**Goal:** The entries below should be given again exactly, minus their pictures.

— begin Stored records —

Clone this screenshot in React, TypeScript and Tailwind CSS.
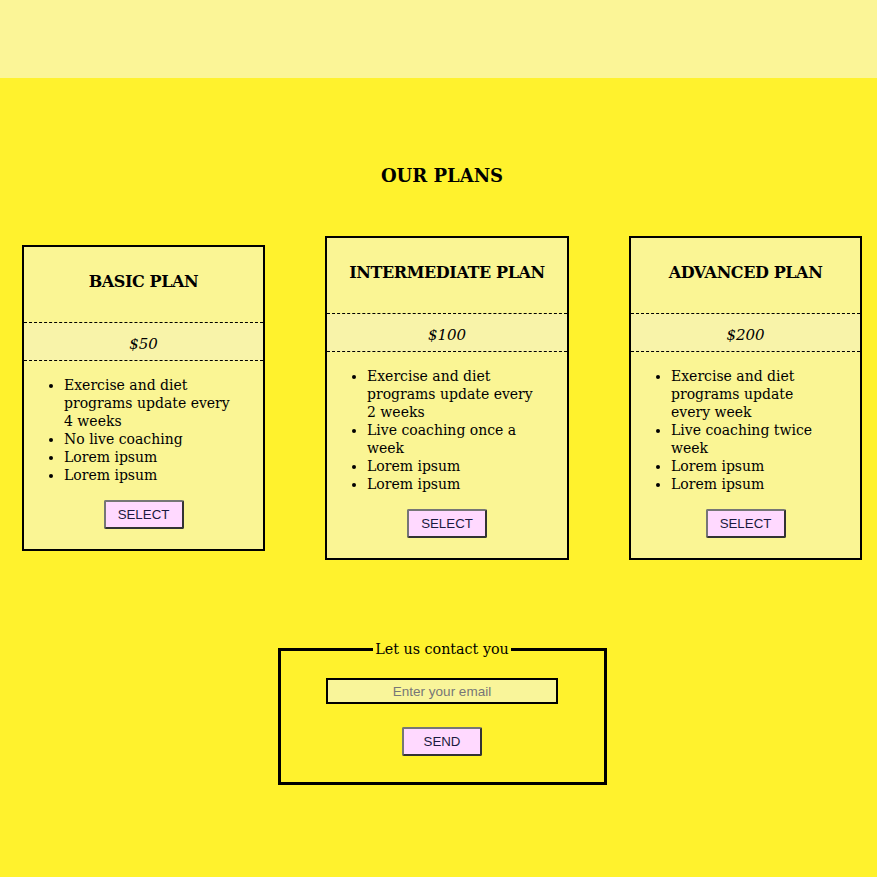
import React from "react";

const serif = { fontFamily: '"DejaVu Serif", "Liberation Serif", serif' };
const sans = { fontFamily: '"Liberation Sans", Arial, sans-serif' };

type Plan = { title: string; price: string; items: string[] };

const plans: Plan[] = [
  {
    title: "BASIC PLAN",
    price: "$50",
    items: ["Exercise and diet programs update every 4 weeks", "No live coaching", "Lorem ipsum", "Lorem ipsum"],
  },
  {
    title: "INTERMEDIATE PLAN",
    price: "$100",
    items: ["Exercise and diet programs update every 2 weeks", "Live coaching once a week", "Lorem ipsum", "Lorem ipsum"],
  },
  {
    title: "ADVANCED PLAN",
    price: "$200",
    items: ["Exercise and diet programs update every week", "Live coaching twice week", "Lorem ipsum", "Lorem ipsum"],
  },
];

const widths = ["w-[243px]", "w-[244px]", "w-[233px]"];

function Card({ plan, w }: { plan: Plan; w: string }) {
  return (
    <div className={`${w} shrink-0 border-2 border-black bg-[#faf594] flex flex-col`}>
      <div className="h-[76px] pb-[6px] flex items-center justify-center border-b border-dashed border-black">
        <h3 className="text-[16px] font-bold tracking-[-0.4px] text-black">{plan.title}</h3>
      </div>
      <div className="h-[38px] pt-[5px] flex items-center justify-center border-b border-dashed border-black bg-[#f8f3a9]">
        <span className="italic text-[15px] text-black">{plan.price}</span>
      </div>
      <ul className="list-disc pl-[40px] pr-[26px] mt-[15px] text-[14px] leading-[18px] text-black">
        {plan.items.map((it, i) => (
          <li key={i}>{it}</li>
        ))}
      </ul>
      <div className="flex justify-center mt-[16px] mb-[20px]">
        <button
          className="w-[80px] h-[29px] bg-[#ffd9ff] border-2 border-t-[#767676] border-l-[#767676] border-b-[#333] border-r-[#333] rounded-[2px] text-[13.3px] text-[#1a1a40]"
          style={sans}
        >
          SELECT
        </button>
      </div>
    </div>
  );
}

export default function App() {
  return (
    <div className="min-h-[877px] w-full bg-[#fff22d] overflow-hidden" style={serif}>
      <div className="h-[78px] bg-[#fbf597]" />
      <div className="flex flex-col items-center pl-[7px]">
        <h2 className="mt-[86px] text-[18px] font-bold leading-[24px] text-black">OUR PLANS</h2>
        <div className="mt-[48px] flex items-center gap-[60px]">
          {plans.map((p, i) => (
            <Card key={i} plan={p} w={widths[i]} />
          ))}
        </div>
        <fieldset className="mt-[80px] w-[329px] h-[145px] border-[3px] border-black flex flex-col items-center">
          <legend className="mx-auto px-[2px] text-[14.3px] leading-[18px] text-black">Let us contact you</legend>
          <input
            placeholder="Enter your email"
            className="mt-[20px] w-[232px] h-[26px] border-2 border-black bg-[#f9f59a] text-center text-[13.5px] placeholder:text-[#777] outline-none"
            style={sans}
          />
          <button
            className="mt-[23px] w-[80px] h-[29px] bg-[#ffd9ff] border-2 border-t-[#767676] border-l-[#767676] border-b-[#333] border-r-[#333] rounded-[2px] text-[13.3px] text-[#1a1a40]"
            style={sans}
          >
            SEND
          </button>
        </fieldset>
      </div>
    </div>
  );
}
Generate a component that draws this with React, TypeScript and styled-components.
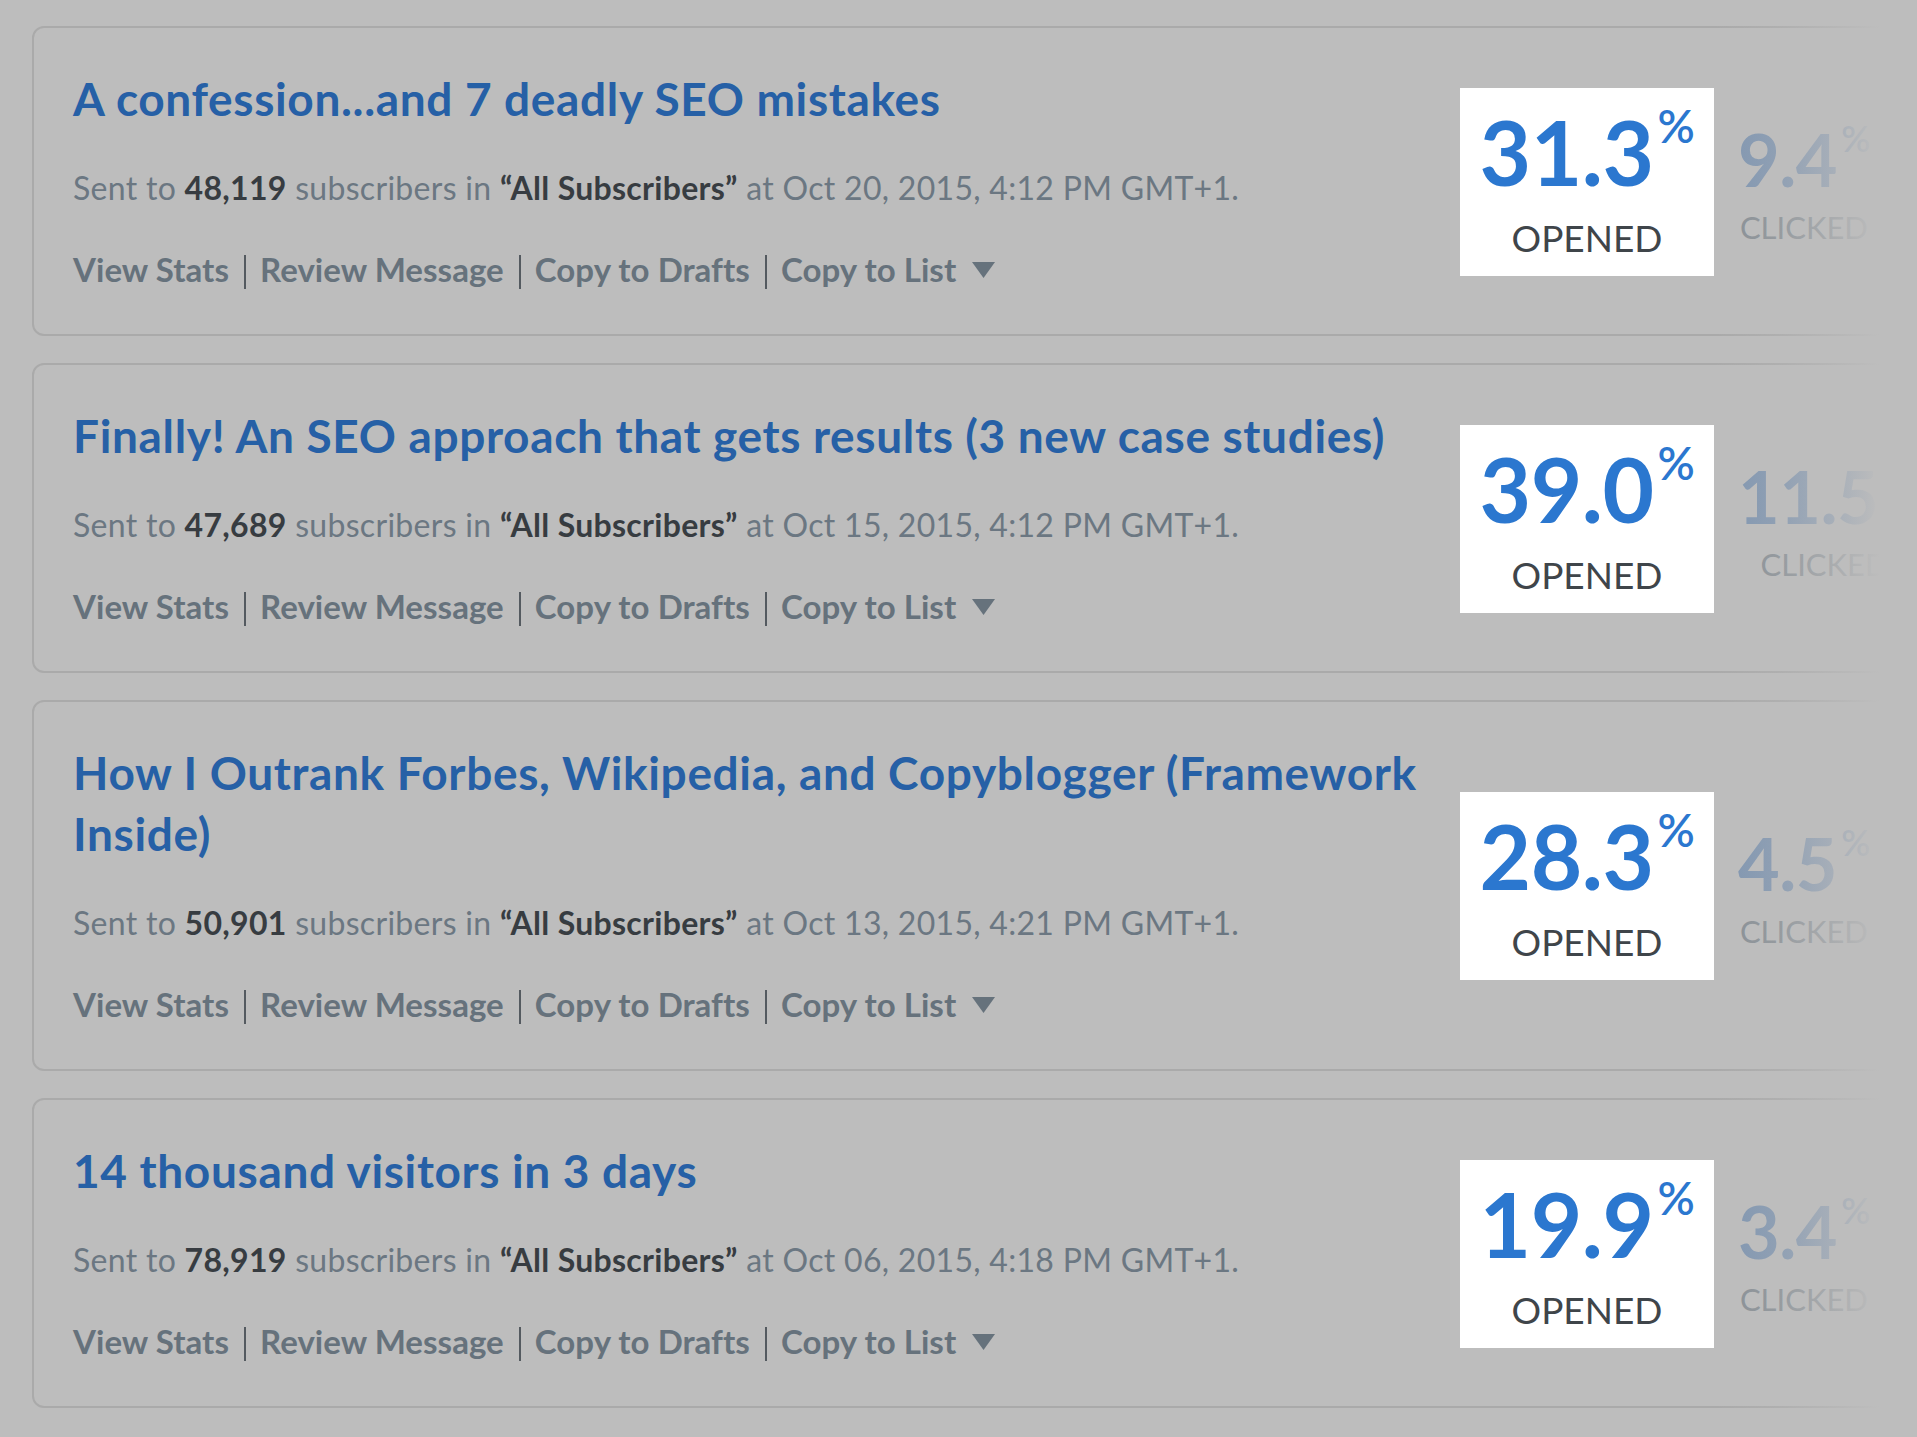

— end Stored records —

**Completed exercise:**
Clone this screenshot in React, TypeScript and Tailwind CSS.
import React from "react";

const serif = { fontFamily: '"DejaVu Serif", "Liberation Serif", serif' };
const sans = { fontFamily: '"Liberation Sans", Arial, sans-serif' };

type Plan = { title: string; price: string; items: string[] };

const plans: Plan[] = [
  {
    title: "BASIC PLAN",
    price: "$50",
    items: ["Exercise and diet programs update every 4 weeks", "No live coaching", "Lorem ipsum", "Lorem ipsum"],
  },
  {
    title: "INTERMEDIATE PLAN",
    price: "$100",
    items: ["Exercise and diet programs update every 2 weeks", "Live coaching once a week", "Lorem ipsum", "Lorem ipsum"],
  },
  {
    title: "ADVANCED PLAN",
    price: "$200",
    items: ["Exercise and diet programs update every week", "Live coaching twice week", "Lorem ipsum", "Lorem ipsum"],
  },
];

const widths = ["w-[243px]", "w-[244px]", "w-[233px]"];

function Card({ plan, w }: { plan: Plan; w: string }) {
  return (
    <div className={`${w} shrink-0 border-2 border-black bg-[#faf594] flex flex-col`}>
      <div className="h-[76px] pb-[6px] flex items-center justify-center border-b border-dashed border-black">
        <h3 className="text-[16px] font-bold tracking-[-0.4px] text-black">{plan.title}</h3>
      </div>
      <div className="h-[38px] pt-[5px] flex items-center justify-center border-b border-dashed border-black bg-[#f8f3a9]">
        <span className="italic text-[15px] text-black">{plan.price}</span>
      </div>
      <ul className="list-disc pl-[40px] pr-[26px] mt-[15px] text-[14px] leading-[18px] text-black">
        {plan.items.map((it, i) => (
          <li key={i}>{it}</li>
        ))}
      </ul>
      <div className="flex justify-center mt-[16px] mb-[20px]">
        <button
          className="w-[80px] h-[29px] bg-[#ffd9ff] border-2 border-t-[#767676] border-l-[#767676] border-b-[#333] border-r-[#333] rounded-[2px] text-[13.3px] text-[#1a1a40]"
          style={sans}
        >
          SELECT
        </button>
      </div>
    </div>
  );
}

export default function App() {
  return (
    <div className="min-h-[877px] w-full bg-[#fff22d] overflow-hidden" style={serif}>
      <div className="h-[78px] bg-[#fbf597]" />
      <div className="flex flex-col items-center pl-[7px]">
        <h2 className="mt-[86px] text-[18px] font-bold leading-[24px] text-black">OUR PLANS</h2>
        <div className="mt-[48px] flex items-center gap-[60px]">
          {plans.map((p, i) => (
            <Card key={i} plan={p} w={widths[i]} />
          ))}
        </div>
        <fieldset className="mt-[80px] w-[329px] h-[145px] border-[3px] border-black flex flex-col items-center">
          <legend className="mx-auto px-[2px] text-[14.3px] leading-[18px] text-black">Let us contact you</legend>
          <input
            placeholder="Enter your email"
            className="mt-[20px] w-[232px] h-[26px] border-2 border-black bg-[#f9f59a] text-center text-[13.5px] placeholder:text-[#777] outline-none"
            style={sans}
          />
          <button
            className="mt-[23px] w-[80px] h-[29px] bg-[#ffd9ff] border-2 border-t-[#767676] border-l-[#767676] border-b-[#333] border-r-[#333] rounded-[2px] text-[13.3px] text-[#1a1a40]"
            style={sans}
          >
            SEND
          </button>
        </fieldset>
      </div>
    </div>
  );
}
Generate a component that draws this with React, TypeScript and styled-components.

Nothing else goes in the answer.